Shopping for Vintage Books

Where Will I Find Them?
The two best places to check for vintage books (and possibly the only places you won't be fleeced) are:
  • Your local library. You may think your local library doesn't sell books. Most people I ask in my town don't think the local library sells books, either. However, the only way to find out is to ask! The great thing about this is that you will be helping by making a donation, and at the same time you will get some excellent deals. If they don't have a section of the library for selling books on a regular basis, they may have an annual or seasonal book sale. Aside from selling used library books, people donate books to them, so the books won't necessarily be covered in library stickers and rubber stamp markings.
  • Your town's annual book sale. Is there an organization in your town that has a book sale as a means of fund-raising? Ask around and see. I have found some real treasures at these sales.

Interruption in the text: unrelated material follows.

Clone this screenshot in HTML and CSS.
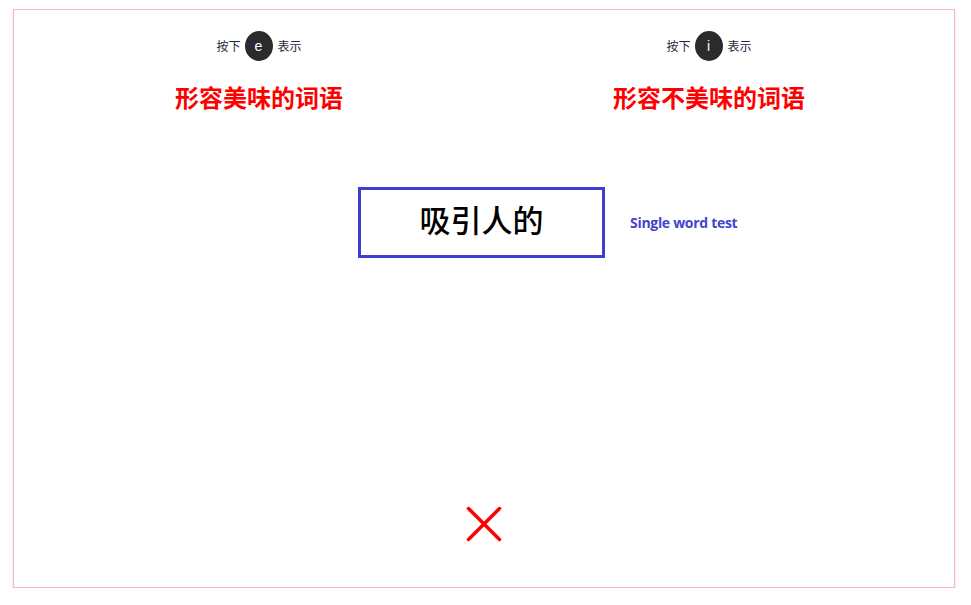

  • The typical cost at either of the above is anywhere from about twenty-five cents to two dollars per book. Sometimes you can get them for even less. And if you don't like the book(s), you can always donate back to these organizations.
  • There is also a third place to look--an antique store. My rule for buying from an antique store is that I won't pay more than I would for any other used book (generally, around $5). Remember that just because something is old, it does not mean it is valuable. The goal here is not to buy something that will appreciate in value, but to buy an entertaining book to read.
  • What are they Worth?

    I have been in antique stores and am amazed at what they charge for used books in very bad condition (the ones I saw were around $35). Books are one of those unique things that are really not worth much, except in rare circumstances. You should research about collecting books if you feel you must spend a lot of money in order to get them, or plan on reselling them--and ignore my comments here, since they are not for collectors. Antiques Roadshow Primer (Carol Prisant, 1999, Workman Publishing, NY) says mostly books are valuable when published before 1800 or are first editions of now-famous titles (the copyright date is not the publication date...don't be tricked!), and only when in like-new condition (312+313). You will probably not find any that meet these criteria (I never have...not even in antique stores). And finding books that cost a mint really defeats the purpose of this being an affordable hobby for both children and adults. My tips here are not for collectors, but rather for enthusiasts who have no interest in book values, re-selling, or profiting from this.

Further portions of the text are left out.